Set exercise: Return all lines with the word "this" in them.
------ Task input
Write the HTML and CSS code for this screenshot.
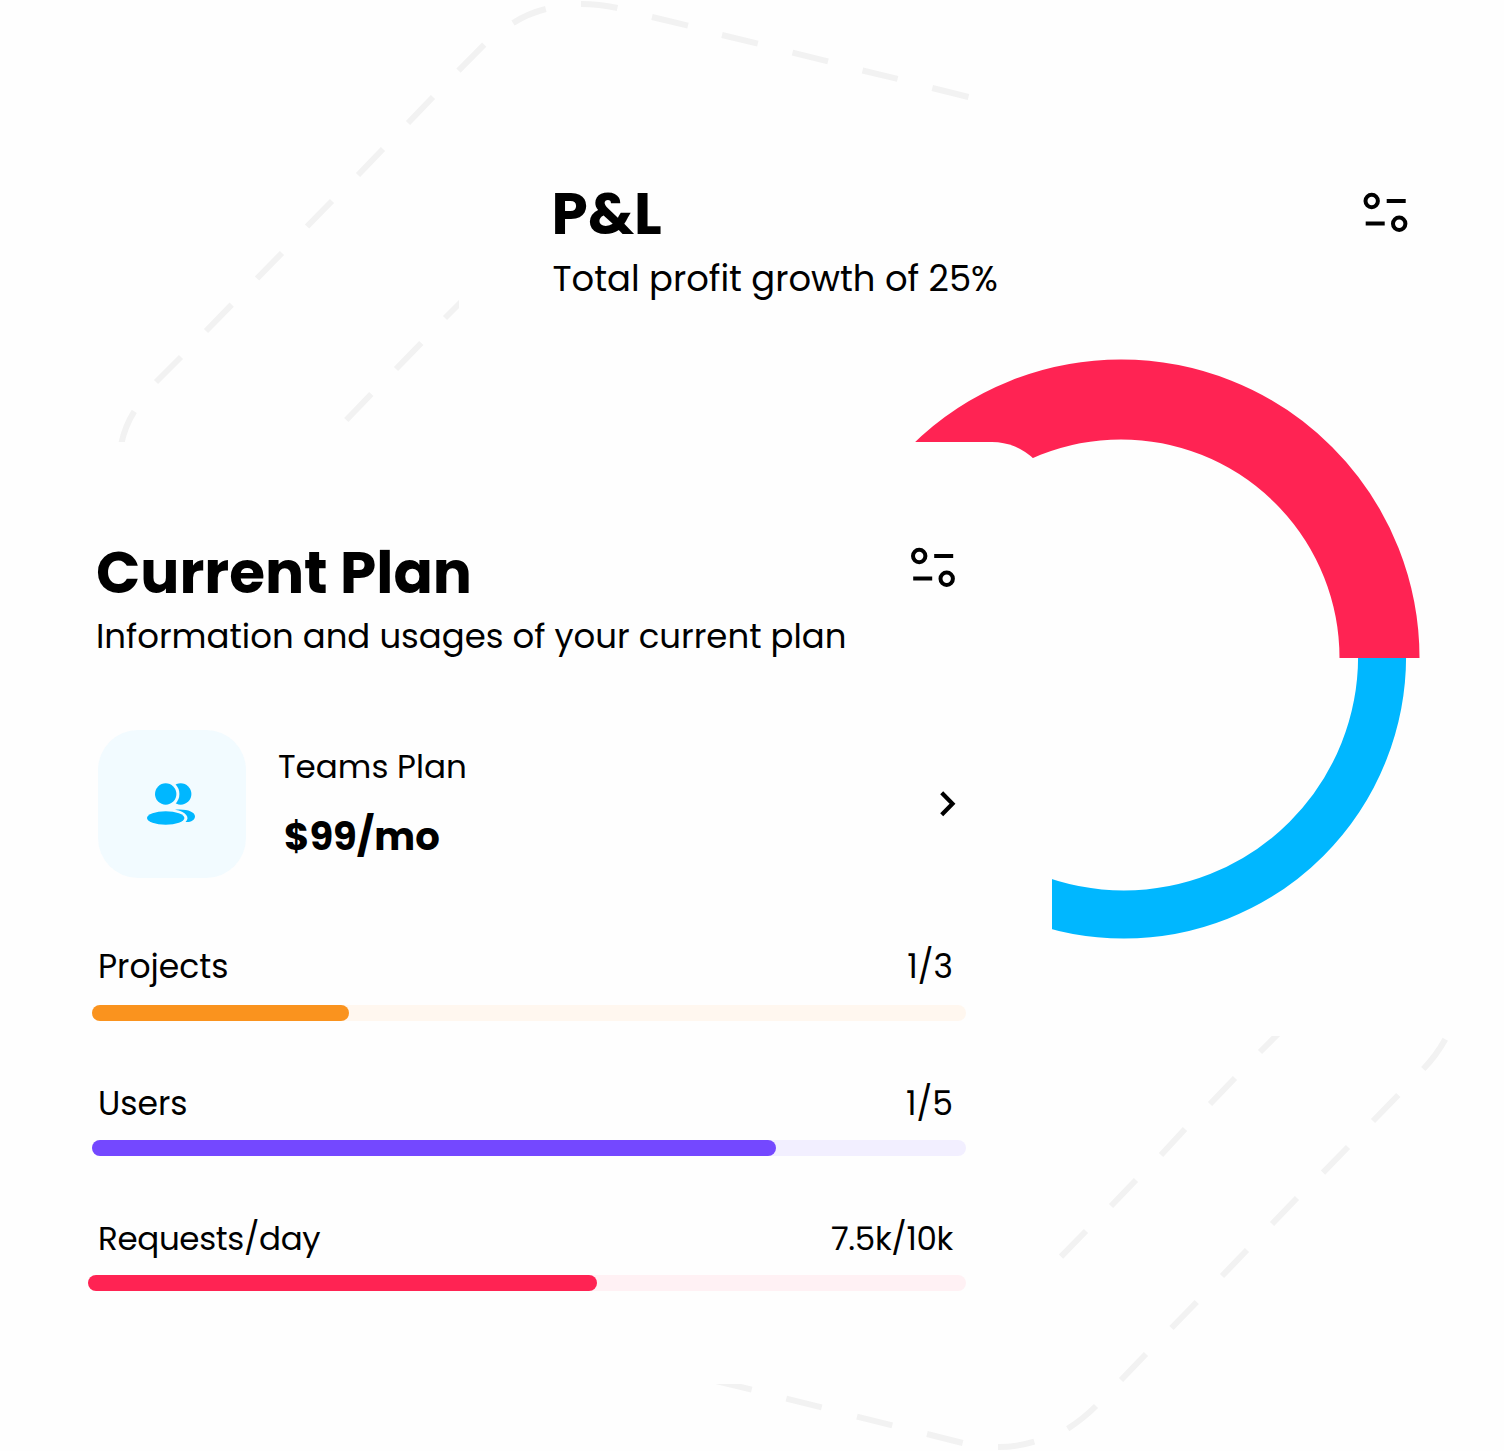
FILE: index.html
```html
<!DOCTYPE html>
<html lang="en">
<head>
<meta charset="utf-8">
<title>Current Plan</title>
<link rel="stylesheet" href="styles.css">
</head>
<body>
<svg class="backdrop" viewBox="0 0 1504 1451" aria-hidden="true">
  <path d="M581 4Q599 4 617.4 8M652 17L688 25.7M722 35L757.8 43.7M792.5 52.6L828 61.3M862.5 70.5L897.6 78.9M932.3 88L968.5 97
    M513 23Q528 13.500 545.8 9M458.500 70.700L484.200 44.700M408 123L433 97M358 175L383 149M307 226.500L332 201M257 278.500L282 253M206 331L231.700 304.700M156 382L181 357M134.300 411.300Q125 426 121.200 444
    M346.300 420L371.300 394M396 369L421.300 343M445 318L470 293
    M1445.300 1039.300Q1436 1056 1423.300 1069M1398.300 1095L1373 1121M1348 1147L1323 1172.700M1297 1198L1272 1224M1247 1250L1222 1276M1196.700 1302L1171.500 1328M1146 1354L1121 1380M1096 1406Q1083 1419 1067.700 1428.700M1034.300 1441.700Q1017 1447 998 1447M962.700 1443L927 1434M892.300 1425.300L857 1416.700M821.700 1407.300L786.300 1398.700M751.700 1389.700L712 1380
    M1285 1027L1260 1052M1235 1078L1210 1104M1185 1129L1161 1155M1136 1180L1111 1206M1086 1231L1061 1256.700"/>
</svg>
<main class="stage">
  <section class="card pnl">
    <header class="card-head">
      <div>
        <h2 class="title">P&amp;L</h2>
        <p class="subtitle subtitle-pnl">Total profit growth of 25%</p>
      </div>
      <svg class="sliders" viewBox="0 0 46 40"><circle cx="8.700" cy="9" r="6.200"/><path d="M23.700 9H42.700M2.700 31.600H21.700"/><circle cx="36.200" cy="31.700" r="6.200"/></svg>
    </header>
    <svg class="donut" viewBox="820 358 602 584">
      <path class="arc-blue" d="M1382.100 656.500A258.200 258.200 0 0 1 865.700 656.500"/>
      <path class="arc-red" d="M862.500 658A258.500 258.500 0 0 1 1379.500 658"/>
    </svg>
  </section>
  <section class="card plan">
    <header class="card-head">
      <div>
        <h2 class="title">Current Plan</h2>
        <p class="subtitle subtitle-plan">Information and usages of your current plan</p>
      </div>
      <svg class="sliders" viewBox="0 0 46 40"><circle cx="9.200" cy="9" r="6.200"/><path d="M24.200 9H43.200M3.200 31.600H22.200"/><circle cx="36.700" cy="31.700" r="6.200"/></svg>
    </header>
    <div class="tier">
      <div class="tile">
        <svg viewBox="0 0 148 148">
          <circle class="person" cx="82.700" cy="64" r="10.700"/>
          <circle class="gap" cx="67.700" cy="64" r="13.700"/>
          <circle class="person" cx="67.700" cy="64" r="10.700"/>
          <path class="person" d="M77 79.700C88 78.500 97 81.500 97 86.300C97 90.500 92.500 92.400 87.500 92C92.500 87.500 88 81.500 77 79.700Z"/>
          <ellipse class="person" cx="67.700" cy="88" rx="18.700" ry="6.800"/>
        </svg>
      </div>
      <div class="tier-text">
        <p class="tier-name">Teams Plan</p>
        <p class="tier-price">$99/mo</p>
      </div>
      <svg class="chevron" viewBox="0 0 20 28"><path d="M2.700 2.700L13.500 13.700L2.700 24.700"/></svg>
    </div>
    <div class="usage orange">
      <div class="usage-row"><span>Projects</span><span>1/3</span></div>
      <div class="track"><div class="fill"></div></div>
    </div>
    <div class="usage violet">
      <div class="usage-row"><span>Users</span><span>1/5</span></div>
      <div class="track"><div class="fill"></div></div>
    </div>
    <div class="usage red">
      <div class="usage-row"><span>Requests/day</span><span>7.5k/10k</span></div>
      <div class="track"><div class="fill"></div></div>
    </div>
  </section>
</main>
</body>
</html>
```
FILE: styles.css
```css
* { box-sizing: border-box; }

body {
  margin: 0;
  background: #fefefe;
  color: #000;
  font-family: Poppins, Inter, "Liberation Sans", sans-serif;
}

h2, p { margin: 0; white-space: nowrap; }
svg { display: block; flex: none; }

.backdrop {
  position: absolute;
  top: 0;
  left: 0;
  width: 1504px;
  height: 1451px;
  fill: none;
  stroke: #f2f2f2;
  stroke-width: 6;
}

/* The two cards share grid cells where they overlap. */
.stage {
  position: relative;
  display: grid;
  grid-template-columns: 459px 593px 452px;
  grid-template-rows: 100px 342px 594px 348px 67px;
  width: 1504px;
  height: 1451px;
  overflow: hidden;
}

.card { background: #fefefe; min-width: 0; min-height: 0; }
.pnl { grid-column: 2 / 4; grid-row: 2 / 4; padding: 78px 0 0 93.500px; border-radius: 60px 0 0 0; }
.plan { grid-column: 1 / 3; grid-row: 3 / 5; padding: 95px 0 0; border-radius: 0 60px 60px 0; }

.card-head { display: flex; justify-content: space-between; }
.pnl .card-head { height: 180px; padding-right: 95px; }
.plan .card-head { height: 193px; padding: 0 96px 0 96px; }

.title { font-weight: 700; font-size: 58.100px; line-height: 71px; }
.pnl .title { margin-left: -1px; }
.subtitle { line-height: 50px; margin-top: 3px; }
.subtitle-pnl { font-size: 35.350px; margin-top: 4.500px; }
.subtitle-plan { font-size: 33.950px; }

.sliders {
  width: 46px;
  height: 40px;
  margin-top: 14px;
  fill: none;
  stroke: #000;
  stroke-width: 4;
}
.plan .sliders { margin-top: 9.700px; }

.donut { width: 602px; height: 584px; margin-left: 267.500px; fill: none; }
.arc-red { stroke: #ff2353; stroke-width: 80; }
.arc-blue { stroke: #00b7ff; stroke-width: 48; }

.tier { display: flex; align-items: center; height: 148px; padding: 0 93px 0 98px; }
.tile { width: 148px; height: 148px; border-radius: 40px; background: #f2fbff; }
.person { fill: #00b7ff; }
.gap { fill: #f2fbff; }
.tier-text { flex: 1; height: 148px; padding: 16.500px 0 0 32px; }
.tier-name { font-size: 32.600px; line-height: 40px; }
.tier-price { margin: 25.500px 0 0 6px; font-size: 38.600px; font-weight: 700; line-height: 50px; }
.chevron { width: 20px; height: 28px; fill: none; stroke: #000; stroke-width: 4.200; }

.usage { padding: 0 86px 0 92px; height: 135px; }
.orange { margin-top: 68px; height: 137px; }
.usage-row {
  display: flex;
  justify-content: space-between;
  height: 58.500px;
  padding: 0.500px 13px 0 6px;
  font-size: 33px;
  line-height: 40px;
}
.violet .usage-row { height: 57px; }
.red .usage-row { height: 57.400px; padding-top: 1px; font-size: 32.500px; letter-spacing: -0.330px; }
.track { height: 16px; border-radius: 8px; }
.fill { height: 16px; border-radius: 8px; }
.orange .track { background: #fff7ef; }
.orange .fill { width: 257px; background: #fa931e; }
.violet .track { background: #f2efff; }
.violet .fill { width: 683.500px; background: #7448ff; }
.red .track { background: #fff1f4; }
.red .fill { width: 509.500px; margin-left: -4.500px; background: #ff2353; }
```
------------
------ Task input
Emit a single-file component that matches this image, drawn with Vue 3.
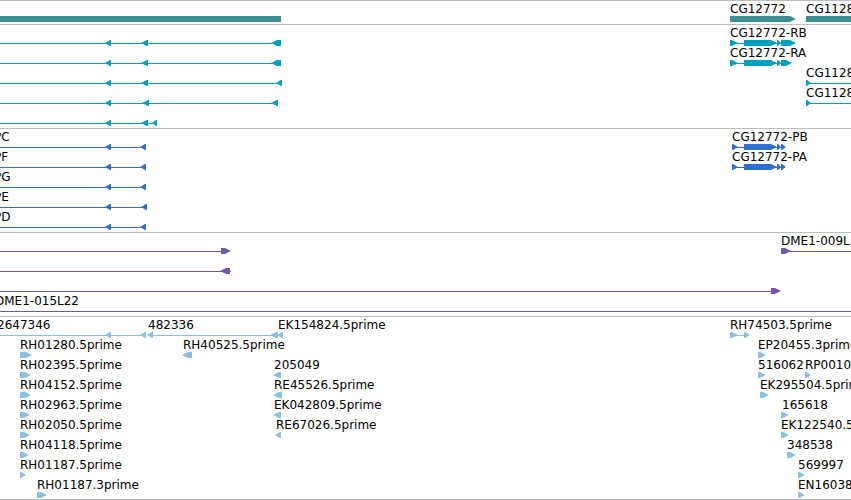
------------
Expected answer:
Write the HTML and CSS code for this screenshot.
Emit a single-file component that matches this image, drawn with Vue 3.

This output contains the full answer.